Measure the product after packing, not just the item itself, so the mailer fits the real shipment. Leave a small buffer for inserts, tissue, or return paperwork without creating too much empty space, because excess room can make the package shift in transit.
What affects the cost of logo poly mailers for subscriptions most?
Quantity, print complexity, material thickness, and shipping distance usually drive the biggest price changes. Ask for an itemized quote so setup fees, freight, proof charges, and any rush production costs are easy to compare side by side.
How long is the typical turnaround for custom subscription poly mailers?

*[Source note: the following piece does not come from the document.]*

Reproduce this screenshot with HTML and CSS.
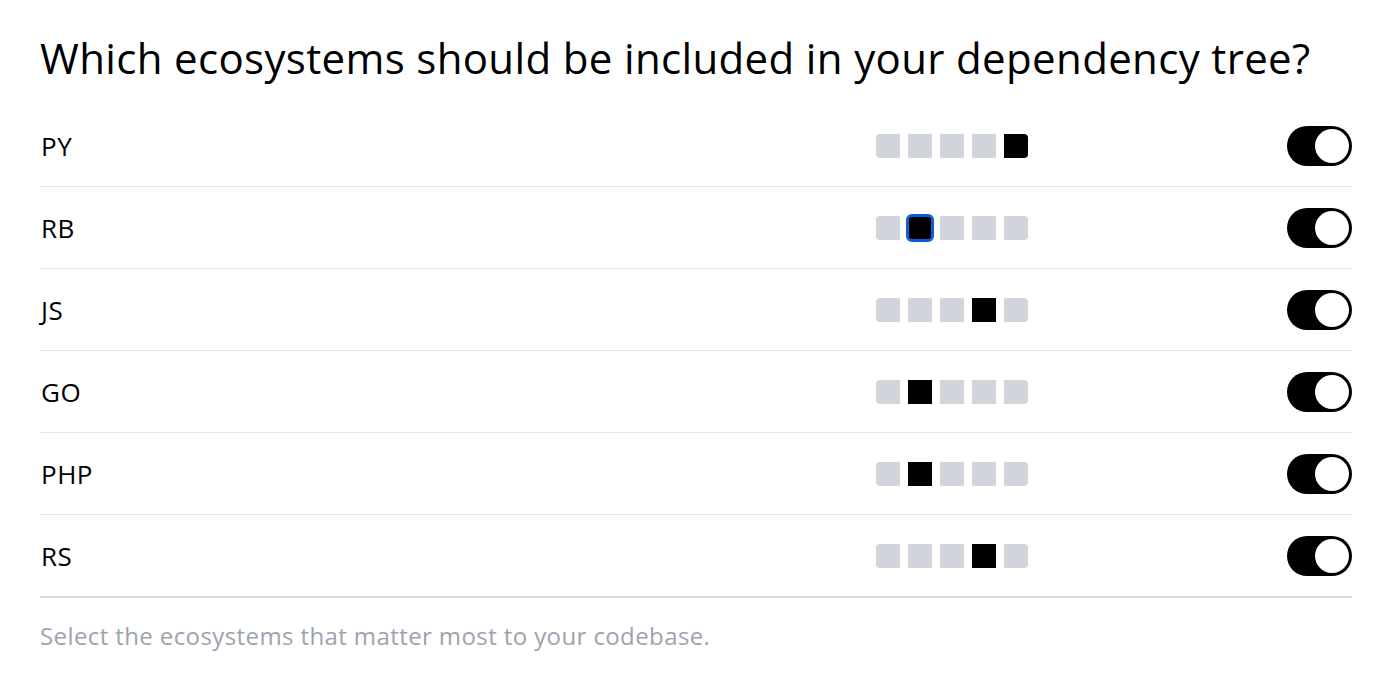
FILE: index.html
```html
<!DOCTYPE html>
<html lang="en">
<head>
<meta charset="utf-8">
<title>Ecosystems</title>
<link rel="stylesheet" href="styles.css">
</head>
<body>
<main class="panel">
  <h1 class="title">Which ecosystems should be included in your dependency tree?</h1>
  <div class="list">
    <div class="row">
      <span class="label">PY</span>
      <div class="scale"><span class="cell"></span><span class="cell"></span><span class="cell"></span><span class="cell"></span><span class="cell on"></span></div>
      <span class="toggle"><span class="knob"></span></span>
    </div>
    <div class="row">
      <span class="label">RB</span>
      <div class="scale"><span class="cell"></span><span class="cell on focus"></span><span class="cell"></span><span class="cell"></span><span class="cell"></span></div>
      <span class="toggle"><span class="knob"></span></span>
    </div>
    <div class="row">
      <span class="label">JS</span>
      <div class="scale"><span class="cell"></span><span class="cell"></span><span class="cell"></span><span class="cell on"></span><span class="cell"></span></div>
      <span class="toggle"><span class="knob"></span></span>
    </div>
    <div class="row">
      <span class="label">GO</span>
      <div class="scale"><span class="cell"></span><span class="cell on"></span><span class="cell"></span><span class="cell"></span><span class="cell"></span></div>
      <span class="toggle"><span class="knob"></span></span>
    </div>
    <div class="row">
      <span class="label">PHP</span>
      <div class="scale"><span class="cell"></span><span class="cell on"></span><span class="cell"></span><span class="cell"></span><span class="cell"></span></div>
      <span class="toggle"><span class="knob"></span></span>
    </div>
    <div class="row last">
      <span class="label">RS</span>
      <div class="scale"><span class="cell"></span><span class="cell"></span><span class="cell"></span><span class="cell on"></span><span class="cell"></span></div>
      <span class="toggle"><span class="knob"></span></span>
    </div>
  </div>
  <p class="hint">Select the ecosystems that matter most to your codebase.</p>
</main>
</body>
</html>
```

FILE: styles.css
```css
html, body {
  margin: 0;
  padding: 0;
  background: #ffffff;
}
body {
  font-family: "Open Sans", "Noto Sans", "Liberation Sans", sans-serif;
  color: #000000;
}
.panel {
  padding: 34px 40px 0 40px;
}
.title {
  margin: 0 0 23px 0;
  font-size: 42px;
  line-height: 48px;
  font-weight: 400;
  letter-spacing: 0.35px;
}
.list {
  display: flex;
  flex-direction: column;
}
.row {
  display: grid;
  grid-template-columns: 1fr auto 324px;
  align-items: center;
  height: 81px;
  border-bottom: 1px solid #e5e7eb;
}
.row.last {
  height: 81px;
  border-bottom: 2px solid #d8dbe0;
}
.label {
  font-size: 26px;
  line-height: 32px;
  letter-spacing: 0.5px;
  padding-left: 1px;
}
.scale {
  display: flex;
  gap: 8px;
}
.cell {
  display: block;
  width: 24px;
  height: 24px;
  background: #d1d5db;
}
.cell:first-child {
  border-radius: 4px 0 0 4px;
}
.cell:last-child {
  border-radius: 0 4px 4px 0;
}
.cell.on {
  background: #000000;
}
.cell.focus {
  border-radius: 4px;
  outline: 3px solid #0b5fd6;
  outline-offset: -1px;
}
.toggle {
  justify-self: end;
  display: flex;
  justify-content: flex-end;
  align-items: center;
  box-sizing: border-box;
  width: 65px;
  height: 40px;
  padding: 3px;
  border-radius: 20px;
  background: #000000;
}
.knob {
  display: block;
  width: 34px;
  height: 34px;
  border-radius: 50%;
  background: #ffffff;
}
.hint {
  margin: 22px 0 0 0;
  font-size: 24px;
  line-height: 32px;
  letter-spacing: 0.4px;
  color: #9ca3af;
}
```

Turnaround depends on proof approval, print method, and order size, so locked artwork speeds things up. Many projects land in the 10 to 25 business day range after approval, but you should build in extra time if your launch date cannot move.
Can logo poly mailers for subscriptions be recyclable?
Some versions are recyclable, but the claim depends on the exact material structure and local recycling rules. Confirm the packaging specification instead of assuming all poly mailers are accepted the same way, and check whether any labels, inks, or closures affect acceptance.
What should I test before ordering a large run of branded mailers?
Test fit, seal strength, print clarity, and how the package looks under real warehouse lighting. It also helps to have staff pack a short run so you can catch workflow issues, speed problems, and presentation concerns before you scale up.